I watch as this shabby Muslim bookworm from N.E. Calgary would zero in on the most cynical guy in the room, the guy he knows is quietly seething with decades of pent-up anger or mistrust. Nenshi does this Jedi thing. No words. No blinking. Like their brains are suddenly locked together. I know you’re not buying what I’m saying. Never confrontational, more like, come on, just ask me anything you want. And all those years of frustration would bubble out in words that didn’t necessarily go together. At which point Nenshi begins to re-arrange the words.
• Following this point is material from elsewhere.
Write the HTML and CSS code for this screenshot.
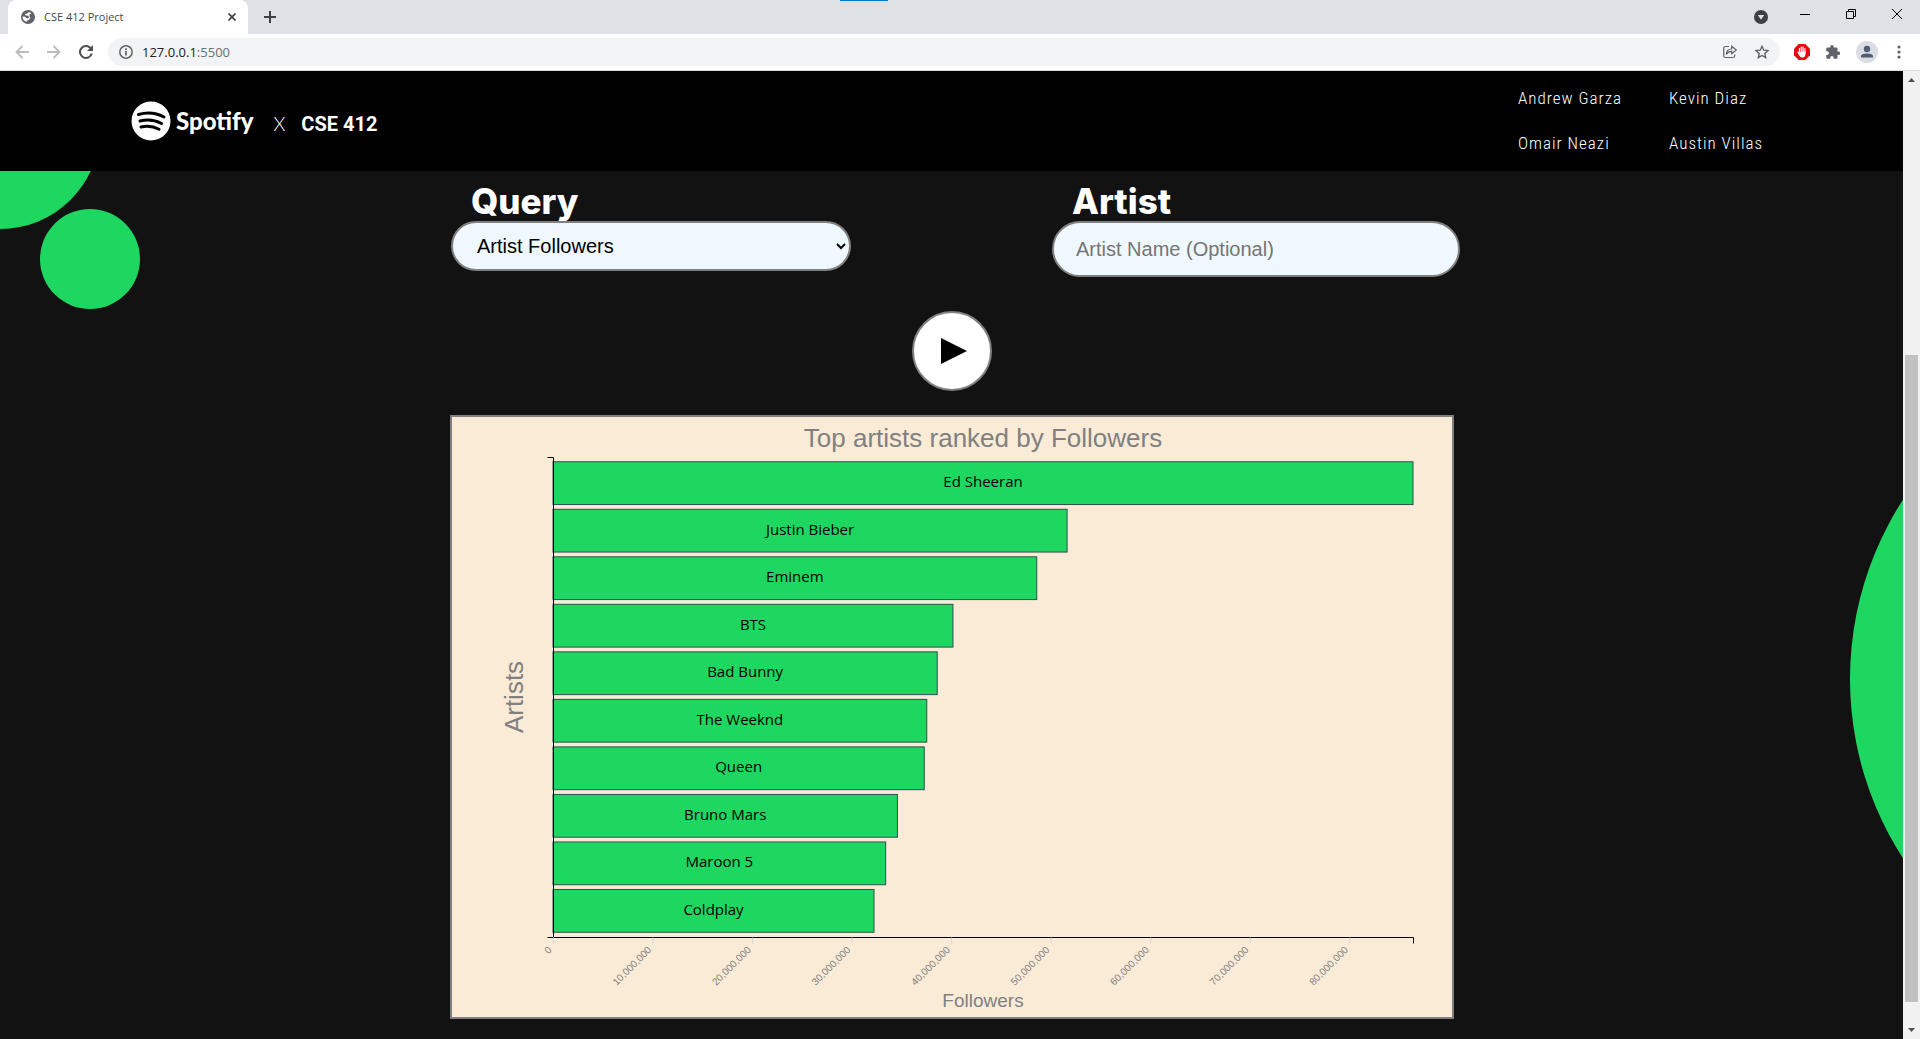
FILE: index.html
```html
<!DOCTYPE html>
<html lang="en">
<head>
<meta charset="utf-8">
<title>CSE 412 Project</title>
<link rel="stylesheet" href="styles.css">
</head>
<body>
<div class="tabstrip">
  <span class="load-bar"></span>
  <div class="tab">
    <svg width="14" height="14" viewBox="0 0 14 14"><circle cx="7" cy="7" r="7" fill="#5f6368"/><path d="M7.500 2.200L6 3.800q-1.500-.4-2.300.6L5 5.500l2.200.2 1 1.500-1.500 1.200-1.500-.4-1.200-1.200-2.500-.3q0 4 4 5.500l.6-1.600 2-.7 1.200-1.900-.9-1.900.3-1.700 1.800-.8Q9.500 2.300 7.500 2.200z" fill="#fff"/></svg>
    <span class="tab-title">CSE 412 Project</span>
    <button class="icon" aria-label="Close tab"><svg width="8" height="8" viewBox="0 0 8 8"><path d="M.5.5l7 7M7.500.5l-7 7" stroke="#3c4043" stroke-width="1.600"/></svg></button>
  </div>
  <button class="icon new-tab" aria-label="New tab"><svg width="12" height="12" viewBox="0 0 12 12"><path d="M6 0v12M0 6h12" stroke="#3c4043" stroke-width="2"/></svg></button>
  <div class="window-controls">
    <button class="icon" aria-label="Search tabs"><svg width="14" height="14" viewBox="0 0 14 14"><circle cx="7" cy="7" r="7" fill="#3c4043"/><path d="M3.800 5h6.400L7 9.800z" fill="#dee1e6"/></svg></button>
    <button class="icon" aria-label="Minimize"><svg width="10" height="10" viewBox="0 0 10 10"><path d="M0 5.500h10" stroke="#000"/></svg></button>
    <button class="icon" aria-label="Restore"><svg width="10" height="10" viewBox="0 0 10 10"><path d="M.5 2.500h7v7h-7zM2.500 2.500v-2h7v7h-2" fill="none" stroke="#000"/></svg></button>
    <button class="icon" aria-label="Close"><svg width="10" height="10" viewBox="0 0 10 10"><path d="M0 0l10 10M10 0L0 10" stroke="#000"/></svg></button>
  </div>
</div>
<div class="toolbar">
  <div class="nav-buttons">
    <button class="icon" aria-label="Back"><svg width="14" height="14" viewBox="0 0 14 14"><path d="M14 7H1.500M7.500 1L1.500 7l6 6" fill="none" stroke="#babcbe" stroke-width="1.800"/></svg></button>
    <button class="icon" aria-label="Forward"><svg width="14" height="14" viewBox="0 0 14 14"><path d="M0 7h12.500M6.500 1l6 6-6 6" fill="none" stroke="#babcbe" stroke-width="1.800"/></svg></button>
    <button class="icon" aria-label="Reload"><svg width="14" height="14" viewBox="0 0 14 14"><path d="M12.800 8.500A6 6 0 1 1 11.500 3" fill="none" stroke="#4c4f53" stroke-width="2"/><path d="M14 0v6H8z" fill="#4c4f53"/></svg></button>
  </div>
  <div class="omnibox">
    <svg width="14" height="14" viewBox="0 0 14 14"><circle cx="7" cy="7" r="6.200" fill="none" stroke="#5f6368" stroke-width="1.500"/><path d="M7 6v4.500M7 3.300v1.700" stroke="#5f6368" stroke-width="1.700"/></svg>
    <span class="url">127.0.0.1<span class="port">:5500</span></span>
    <button class="icon" aria-label="Share"><svg width="14" height="14" viewBox="0 0 14 14"><path d="M6 1.500H2.500Q.7 1.500.7 3.300v7.400q0 1.800 1.800 1.800h7.400q1.800 0 1.800-1.800V9.500M3.200 9.500Q3.500 4 8.700 4V1.200L13.400 5 8.700 8.700V6.400Q5 6.300 3.200 9.500z" fill="none" stroke="#5f6368" stroke-width="1.200"/></svg></button>
    <button class="icon" aria-label="Bookmark"><svg width="14" height="14" viewBox="0 0 14 14"><path d="M7 1.300l1.700 3.900 4.300.4-3.200 2.900.9 4.200L7 10.500l-3.700 2.200.9-4.200L1 5.600l4.300-.4z" fill="none" stroke="#5f6368" stroke-width="1.400"/></svg></button>
  </div>
  <div class="extensions">
    <button class="icon" aria-label="Ad blocker"><svg width="16" height="16" viewBox="0 0 16 16"><path d="M4.700 0h6.600L16 4.700v6.600L11.300 16H4.700L0 11.300V4.700z" fill="#e60a10"/><path d="M5.500 9V4.500M7.300 8V3M9.100 8V3M10.900 9V4.500" stroke="#fff" stroke-width="1.200" stroke-linecap="round"/><path d="M4.900 8l-1.200-.6q-.6.400-.2 1l1.700 3.200q1 1.900 3 1.900 3.300 0 3.300-3.500V7.500z" fill="#fff"/></svg></button>
    <button class="icon" aria-label="Extensions"><svg width="14" height="14" viewBox="0 0 14 14"><path d="M12.500 6.500h-1V3.800q0-1.300-1.300-1.300H7.700v-.8a1.700 1.700 0 0 0-3.400 0v.8H1.600Q.3 2.500.3 3.800v2.500h.9a1.800 1.800 0 0 1 0 3.600H.3v2.600q0 1.300 1.300 1.300h2.500v-.9a1.800 1.800 0 0 1 3.600 0v.9h2.500q1.300 0 1.300-1.300V9.900h1a1.700 1.700 0 0 0 0-3.400z" fill="#5f6368"/></svg></button>
    <button class="icon" aria-label="Profile"><svg width="22" height="22" viewBox="0 0 22 22"><circle cx="11" cy="11" r="11" fill="#dadde3"/><circle cx="11" cy="8" r="3.200" fill="#505d73"/><path d="M5 16.500v-1.300q0-2.700 6-2.700t6 2.700v1.300z" fill="#505d73"/></svg></button>
    <button class="icon" aria-label="Menu"><svg width="4" height="14" viewBox="0 0 4 14"><circle cx="2" cy="2" r="1.600" fill="#5f6368"/><circle cx="2" cy="7" r="1.600" fill="#5f6368"/><circle cx="2" cy="12" r="1.600" fill="#5f6368"/></svg></button>
  </div>
</div>
<div class="viewport">
  <div class="page">
    <header class="site-header">
      <div class="brand">
        <svg width="40" height="40" viewBox="0 0 40 40"><circle cx="20" cy="20" r="19.500" fill="#fff"/><path d="M7.500 13.500Q21 9.500 33 16M9 20q11.500-3 21.500 2.500M10 26q9.500-2.300 18 2.300" fill="none" stroke="#000" stroke-linecap="round" stroke-width="3"/></svg>
        <span class="brand-name">Spotify</span>
        <span class="brand-x">X</span>
        <span class="brand-course">CSE 412</span>
      </div>
      <nav class="authors">
        <a href="#">Andrew Garza</a>
        <a href="#">Kevin Diaz</a>
        <a href="#">Omair Neazi</a>
        <a href="#">Austin Villas</a>
      </nav>
    </header>
    <main class="content">
      <span class="bubble bubble-top"></span>
      <span class="bubble bubble-small"></span>
      <span class="bubble bubble-right"></span>
      <form class="query-form" onsubmit="return false">
        <div class="fields">
          <div class="field">
            <label for="query">Query</label>
            <select id="query"><option>Artist Followers</option></select>
          </div>
          <div class="field">
            <label for="artist">Artist</label>
            <input id="artist" type="text" placeholder="Artist Name (Optional)">
          </div>
        </div>
        <button class="play" type="submit" aria-label="Run query"><svg width="26" height="26" viewBox="0 0 26 26"><path d="M0 0l26 13L0 26z"/></svg></button>
      </form>
      <svg id="chart" class="chart" viewBox="0 0 1000 600" role="img" aria-label="Top artists ranked by Followers"></svg>
    </main>
  </div>
  <div class="scrollbar" aria-hidden="true">
    <svg width="17" height="17" viewBox="0 0 17 17"><path d="M5 11l3.500-4 3.500 4z" fill="#505050"/></svg>
    <span class="track-before"></span>
    <span class="thumb"></span>
    <span class="track-after"></span>
    <svg width="17" height="17" viewBox="0 0 17 17"><path d="M5 6l3.500 4L12 6z" fill="#505050"/></svg>
  </div>
</div>
<script src="script.js"></script>
</body>
</html>
```
FILE: styles.css
```css
* { box-sizing: border-box; }

body {
  margin: 0;
  min-height: 100vh;
  display: flex;
  flex-direction: column;
  background: #121212;
  font-family: "Liberation Sans", Arial, sans-serif;
}

svg { display: block; }

.icon {
  display: flex;
  padding: 0;
  border: 0;
  background: none;
}

/* Browser frame */
.tabstrip {
  position: relative;
  display: flex;
  align-items: center;
  height: 34px;
  padding-left: 8px;
  background: #dee1e6;
}

.load-bar {
  position: absolute;
  top: 0;
  left: 840px;
  width: 48px;
  height: 1px;
  background: #0078d7;
}

.tab {
  display: flex;
  align-items: center;
  gap: 9px;
  width: 240px;
  height: 34px;
  padding: 0 12px 0 13px;
  border-radius: 8px 8px 0 0;
  background: #fff;
}

.tab-title {
  flex: 1;
  font: 11px/16px "Open Sans", sans-serif;
  color: #45494d;
}

.new-tab { margin-left: 16px; }

.window-controls {
  display: flex;
  align-items: center;
  gap: 36px;
  margin-left: auto;
  padding: 0 18px 6px 0;
}

.window-controls .icon:first-child {
  margin-right: -4px;
  padding-top: 6px;
}

.toolbar {
  display: flex;
  align-items: center;
  height: 37px;
  padding: 0 19px 0 15px;
  border-bottom: 1px solid #d9dbdd;
  background: #fff;
}

.nav-buttons {
  display: flex;
  gap: 18px;
  margin-right: 15px;
}

.omnibox {
  flex: 1;
  display: flex;
  align-items: center;
  gap: 18px;
  height: 28px;
  padding: 0 11px;
  border-radius: 14px;
  background: #f1f3f4;
}

.url {
  flex: 1;
  margin-left: -9px;
  font: 13px/18px "Open Sans", sans-serif;
  color: #202124;
}

.port { color: #6b6f73; }

.extensions {
  display: flex;
  align-items: center;
  gap: 16px;
  padding-left: 14px;
}

.extensions .icon:last-child { margin-left: 3px; }

.viewport {
  flex: 1;
  display: flex;
}

.scrollbar {
  display: flex;
  flex-direction: column;
  align-items: center;
  width: 17px;
  background: #f1f1f1;
}

.track-before { flex: 267; }
.thumb { flex: 647; width: 13px; background: #c1c1c1; }
.track-after { flex: 20; }

/* Page */
.page {
  flex: 1;
  display: flex;
  flex-direction: column;
}

.site-header {
  display: flex;
  justify-content: space-between;
  align-items: center;
  padding: 5px 83px 5px 131px;
  background: #000;
  color: #fff;
}

.brand {
  display: flex;
  align-items: center;
  line-height: 40px;
}

.brand-name {
  margin-left: 5px;
  font-family: Lato, sans-serif;
  font-size: 24px;
  font-weight: 900;
}

.brand-x,
.brand-course { padding-top: 5px; }

.brand-x {
  margin: 0 16px 0 20px;
  font-family: Lato, sans-serif;
  font-size: 19px;
  font-weight: 300;
}

.brand-course {
  font-family: Roboto, sans-serif;
  font-size: 20px;
  font-weight: 700;
}

.authors {
  display: grid;
  grid-template-columns: 151px 151px;
}

.authors a {
  font: 300 17px/45px "Roboto Condensed", Roboto, sans-serif;
  letter-spacing: 1px;
  color: #fff;
  text-decoration: none;
}

.content {
  position: relative;
  flex: 1;
  padding: 10px 0 20px;
  overflow: hidden;
}

.bubble {
  position: absolute;
  border-radius: 50%;
  background: #1ed760;
}

.bubble-top { top: -142px; left: -100px; width: 200px; height: 200px; }
.bubble-small { top: 38px; left: 40px; width: 100px; height: 100px; }
.bubble-right { top: 178px; right: -607px; width: 660px; height: 660px; }

.query-form {
  position: relative;
  display: flex;
  flex-direction: column;
  align-items: center;
  gap: 34px;
}

.fields {
  display: flex;
  justify-content: center;
  gap: 201px;
  padding-left: 8px;
}

.field {
  display: flex;
  flex-direction: column;
}

.field label {
  padding-left: 20px;
  font: 800 35px/40px Inter, sans-serif;
  color: #fff;
}

.field select,
.field input {
  border: 2px solid gray;
  border-radius: 28px;
  background: aliceblue;
  font: 20px "Liberation Sans", Arial, sans-serif;
}

.field select {
  width: 400px;
  height: 50px;
  padding: 0 0 0 20px;
  color: #000;
}

.field input {
  width: 408px;
  height: 56px;
  padding: 0 22px;
}

.field input::placeholder { color: #757575; }

.play {
  display: flex;
  align-items: center;
  justify-content: center;
  width: 80px;
  height: 80px;
  padding: 0 0 0 4px;
  border: 2px solid gray;
  border-radius: 50%;
  background: #fff;
}

.chart {
  position: relative;
  width: 100%;
  max-width: 1004px;
  margin: 24px auto 0;
  border: 2px solid gray;
  background: antiquewhite;
}

.chart text {
  font-family: "Liberation Sans", Arial, sans-serif;
  fill: gray;
}

.chart .title { font-size: 26px; text-anchor: middle; }
.chart .axis-name { font-size: 19px; text-anchor: middle; }
.chart .tick { font-size: 10px; text-anchor: end; }
.chart .name {
  font-family: "Trebuchet MS", "Open Sans", sans-serif;
  font-size: 15px;
  text-anchor: middle;
  fill: #000;
}
.chart .bar { fill: #1ed760; stroke: #2f4f4f; }
.chart .axis { fill: none; stroke: #000; }
.chart .tick-line { stroke: lightgray; }
```
FILE: script.js
```js
const artists = [
  ["Ed Sheeran", 86400000],
  ["Justin Bieber", 51650000],
  ["Eminem", 48600000],
  ["BTS", 40180000],
  ["Bad Bunny", 38600000],
  ["The Weeknd", 37550000],
  ["Queen", 37300000],
  ["Bruno Mars", 34600000],
  ["Maroon 5", 33420000],
  ["Coldplay", 32250000]
];

const left = 101, top_ = 40, width = 860, height = 480;
const max = artists[0][1];
const step = height / (artists.length + 0.1);
const band = step * 0.9;
const chart = document.getElementById("chart");

function add(tag, attrs, text) {
  const el = document.createElementNS("http://www.w3.org/2000/svg", tag);
  for (const key in attrs) el.setAttribute(key, attrs[key]);
  if (text) el.textContent = text;
  chart.appendChild(el);
}

artists.forEach(([name, followers], i) => {
  const y = top_ + step * (i + 0.1);
  const w = width * followers / max;
  add("rect", { class: "bar", x: left, y: y, width: w, height: band });
  add("text", { class: "name", x: left + w / 2, y: y + band / 2 + 4 }, name);
});

const bottom = top_ + height + 0.5;
const axis = left + 0.5;
add("path", { class: "axis", d: `M${axis - 6} ${top_ + 0.5}H${axis}V${bottom}H${axis - 6}` });
add("path", { class: "axis", d: `M${axis} ${bottom}H${axis + width}v6` });

for (let n = 0; n < max; n += 10000000) {
  const x = axis + width * n / max;
  add("path", { class: "tick-line", d: `M${x} ${bottom}v6` });
  add("text", { class: "tick", transform: `translate(${x - 1},${bottom + 13}) rotate(-45)` }, n ? n.toLocaleString("en-US") : "0");
}

add("text", { class: "title", x: left + width / 2, y: 30 }, "Top artists ranked by Followers");
add("text", { class: "axis-name", x: left + width / 2, y: 590 }, "Followers");
add("text", { class: "title", transform: "translate(71,280) rotate(-90)" }, "Artists");
```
He spoon-feeds an even more incisive anti-Nenshi rhetoric back to the guy, better even than his opponents can put it. But it’s the words he doesn’t say that become important. I know the newspaper columnists you read, the talk radio you listen to. They don’t know you. I know you. He and the guy would discuss different contexts. How’d you reach your conclusion? Here’s how I got to mine. You got a better way? We’ll go with yours. And without fail, the guy admits he kind of likes Nenshi’s way, and suddenly starts beaming. Says he has some friends to call before the polls open. This is how politics is supposed to work. And Nenshi is off to another coffee party.

That night, and all through the next evening as votes were counted, the campaign manager Carter insisted that it was a branding campaign. That any successful political campaign from that point in history forward was, by definition, a branding campaign. Carter had already honed Danielle Smith’s brand to transcend humdrum rural victimhood and cookie-cutter right wing intolerance in her provincial Wild Rose party. After branding Nenshi, Carter was hired to rebrand Alison Redford—to beat Smith. He was named Redford’s chief of staff but left, before her brand imploded, to become the National Director of Campaign Strategy for Hill+Knowlton. Carter is now one of the hottest political strategists in the country. Meanwhile, Nenshi’s sentences keep getting longer. So I don’t know, maybe ideas or branding is just a question of semantics.